#### Data
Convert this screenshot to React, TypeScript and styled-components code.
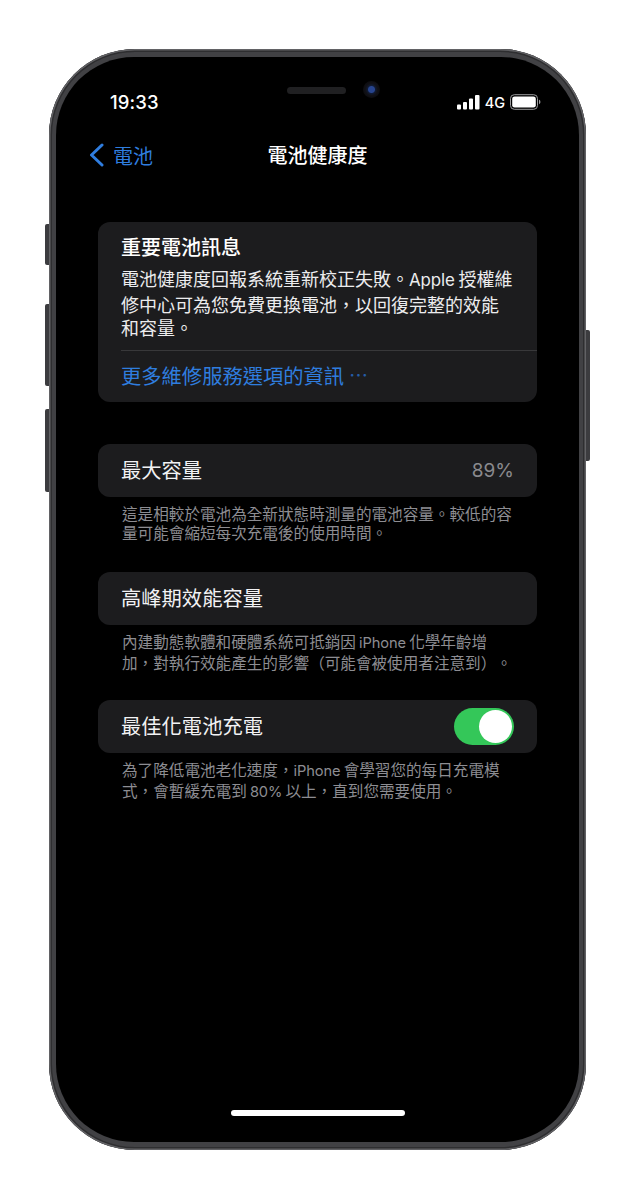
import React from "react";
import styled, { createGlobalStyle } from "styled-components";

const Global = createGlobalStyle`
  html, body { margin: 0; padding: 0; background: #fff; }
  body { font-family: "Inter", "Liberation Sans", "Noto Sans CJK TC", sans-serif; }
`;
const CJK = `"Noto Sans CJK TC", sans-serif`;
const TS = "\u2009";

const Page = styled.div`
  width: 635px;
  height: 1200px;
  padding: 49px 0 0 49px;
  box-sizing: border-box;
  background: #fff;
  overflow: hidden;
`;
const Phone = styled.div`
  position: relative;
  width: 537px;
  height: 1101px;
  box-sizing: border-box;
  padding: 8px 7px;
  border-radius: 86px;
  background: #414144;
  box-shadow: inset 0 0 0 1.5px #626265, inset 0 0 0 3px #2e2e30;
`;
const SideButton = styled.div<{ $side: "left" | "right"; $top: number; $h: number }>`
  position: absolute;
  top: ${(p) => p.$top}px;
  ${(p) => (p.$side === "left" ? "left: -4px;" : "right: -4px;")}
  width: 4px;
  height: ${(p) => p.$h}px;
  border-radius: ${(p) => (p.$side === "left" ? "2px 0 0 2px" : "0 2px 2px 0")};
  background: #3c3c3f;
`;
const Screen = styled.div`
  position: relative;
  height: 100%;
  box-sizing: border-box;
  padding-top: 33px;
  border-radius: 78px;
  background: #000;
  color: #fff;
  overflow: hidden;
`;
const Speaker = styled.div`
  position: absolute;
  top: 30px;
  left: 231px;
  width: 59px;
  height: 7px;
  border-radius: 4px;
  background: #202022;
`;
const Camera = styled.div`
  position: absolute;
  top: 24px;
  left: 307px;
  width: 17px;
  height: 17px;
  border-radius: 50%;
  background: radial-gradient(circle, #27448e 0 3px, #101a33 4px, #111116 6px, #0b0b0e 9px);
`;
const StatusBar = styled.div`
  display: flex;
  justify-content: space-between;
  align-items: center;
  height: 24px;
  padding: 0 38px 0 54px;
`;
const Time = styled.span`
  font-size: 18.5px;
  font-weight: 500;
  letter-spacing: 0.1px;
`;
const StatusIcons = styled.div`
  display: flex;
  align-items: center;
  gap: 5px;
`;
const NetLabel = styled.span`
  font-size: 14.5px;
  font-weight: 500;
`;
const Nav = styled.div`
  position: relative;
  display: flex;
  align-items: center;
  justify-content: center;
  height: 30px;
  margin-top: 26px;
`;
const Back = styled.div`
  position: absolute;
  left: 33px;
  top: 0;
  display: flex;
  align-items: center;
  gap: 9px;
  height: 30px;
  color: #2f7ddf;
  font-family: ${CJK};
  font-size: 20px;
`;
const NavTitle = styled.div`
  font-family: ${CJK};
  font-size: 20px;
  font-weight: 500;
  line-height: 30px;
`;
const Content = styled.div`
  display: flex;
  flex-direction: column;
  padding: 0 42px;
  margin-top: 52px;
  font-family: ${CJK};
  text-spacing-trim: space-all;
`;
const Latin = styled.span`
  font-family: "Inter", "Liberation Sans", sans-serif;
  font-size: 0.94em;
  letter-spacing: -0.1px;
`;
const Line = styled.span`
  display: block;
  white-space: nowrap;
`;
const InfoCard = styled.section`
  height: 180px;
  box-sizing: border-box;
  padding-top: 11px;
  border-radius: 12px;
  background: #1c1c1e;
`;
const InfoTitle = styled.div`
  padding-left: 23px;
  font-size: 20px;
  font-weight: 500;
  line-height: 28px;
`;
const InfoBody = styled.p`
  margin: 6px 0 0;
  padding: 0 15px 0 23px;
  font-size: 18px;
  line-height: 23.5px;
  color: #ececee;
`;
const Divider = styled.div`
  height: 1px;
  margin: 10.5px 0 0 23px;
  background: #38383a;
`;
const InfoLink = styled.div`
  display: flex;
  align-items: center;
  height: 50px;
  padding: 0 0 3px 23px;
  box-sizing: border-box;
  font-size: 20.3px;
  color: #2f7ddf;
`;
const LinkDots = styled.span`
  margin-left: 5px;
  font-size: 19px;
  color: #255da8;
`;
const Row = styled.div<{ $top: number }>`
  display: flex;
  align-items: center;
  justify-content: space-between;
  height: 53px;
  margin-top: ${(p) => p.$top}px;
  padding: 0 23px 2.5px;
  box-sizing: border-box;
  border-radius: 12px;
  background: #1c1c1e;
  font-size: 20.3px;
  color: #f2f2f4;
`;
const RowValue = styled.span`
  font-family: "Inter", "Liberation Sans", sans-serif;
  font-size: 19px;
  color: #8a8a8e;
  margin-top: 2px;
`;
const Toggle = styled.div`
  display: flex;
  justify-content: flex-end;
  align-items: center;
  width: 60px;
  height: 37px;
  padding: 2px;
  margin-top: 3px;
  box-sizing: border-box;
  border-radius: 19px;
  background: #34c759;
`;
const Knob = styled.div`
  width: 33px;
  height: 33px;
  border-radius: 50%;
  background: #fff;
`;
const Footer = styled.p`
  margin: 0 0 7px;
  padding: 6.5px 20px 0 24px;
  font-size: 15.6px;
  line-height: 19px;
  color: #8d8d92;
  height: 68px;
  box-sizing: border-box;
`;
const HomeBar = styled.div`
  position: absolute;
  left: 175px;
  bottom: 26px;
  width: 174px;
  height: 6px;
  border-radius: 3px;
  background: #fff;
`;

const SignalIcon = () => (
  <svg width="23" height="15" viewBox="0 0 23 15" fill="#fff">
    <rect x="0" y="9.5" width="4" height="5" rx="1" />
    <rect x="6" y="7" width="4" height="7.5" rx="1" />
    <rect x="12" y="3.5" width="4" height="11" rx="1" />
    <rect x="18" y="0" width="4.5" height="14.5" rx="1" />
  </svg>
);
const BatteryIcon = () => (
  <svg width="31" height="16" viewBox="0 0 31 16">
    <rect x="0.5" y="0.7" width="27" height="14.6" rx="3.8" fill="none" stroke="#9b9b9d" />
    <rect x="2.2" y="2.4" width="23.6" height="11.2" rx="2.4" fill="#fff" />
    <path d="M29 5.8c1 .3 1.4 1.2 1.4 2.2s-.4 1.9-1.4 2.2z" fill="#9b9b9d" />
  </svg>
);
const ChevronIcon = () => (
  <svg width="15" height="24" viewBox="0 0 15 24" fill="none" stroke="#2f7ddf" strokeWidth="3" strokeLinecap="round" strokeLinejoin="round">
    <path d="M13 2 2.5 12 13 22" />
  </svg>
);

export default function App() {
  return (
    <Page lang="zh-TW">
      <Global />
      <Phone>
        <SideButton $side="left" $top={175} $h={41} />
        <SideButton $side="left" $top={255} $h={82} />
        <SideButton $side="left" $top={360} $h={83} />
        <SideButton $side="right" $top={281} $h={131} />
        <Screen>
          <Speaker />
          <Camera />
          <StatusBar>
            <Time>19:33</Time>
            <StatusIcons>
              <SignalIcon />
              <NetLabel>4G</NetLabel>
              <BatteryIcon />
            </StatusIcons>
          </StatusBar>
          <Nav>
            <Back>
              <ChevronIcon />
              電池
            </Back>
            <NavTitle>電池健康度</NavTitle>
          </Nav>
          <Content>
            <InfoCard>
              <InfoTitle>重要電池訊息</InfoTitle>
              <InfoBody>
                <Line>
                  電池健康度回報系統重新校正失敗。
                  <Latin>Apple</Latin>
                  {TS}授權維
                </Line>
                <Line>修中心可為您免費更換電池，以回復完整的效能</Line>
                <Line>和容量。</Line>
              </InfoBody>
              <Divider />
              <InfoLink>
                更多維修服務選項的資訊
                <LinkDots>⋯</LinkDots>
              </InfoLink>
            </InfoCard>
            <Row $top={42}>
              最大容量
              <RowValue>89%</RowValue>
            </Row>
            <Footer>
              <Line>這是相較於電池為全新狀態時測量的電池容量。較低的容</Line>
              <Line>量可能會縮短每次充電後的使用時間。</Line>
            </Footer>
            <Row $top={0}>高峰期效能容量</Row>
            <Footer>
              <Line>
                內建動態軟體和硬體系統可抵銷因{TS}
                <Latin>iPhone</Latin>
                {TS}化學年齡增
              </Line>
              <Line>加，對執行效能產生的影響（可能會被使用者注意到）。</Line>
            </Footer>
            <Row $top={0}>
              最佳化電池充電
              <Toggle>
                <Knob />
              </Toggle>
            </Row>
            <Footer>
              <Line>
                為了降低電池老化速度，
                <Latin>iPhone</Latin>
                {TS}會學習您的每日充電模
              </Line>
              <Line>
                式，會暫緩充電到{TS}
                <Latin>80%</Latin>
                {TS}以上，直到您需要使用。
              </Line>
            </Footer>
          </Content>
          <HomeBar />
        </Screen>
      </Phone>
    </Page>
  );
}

#### Aim of the exercise
Go through the listing above line by line and say how many lines hold the word "components". Reply with that number only.

#### Completed task
2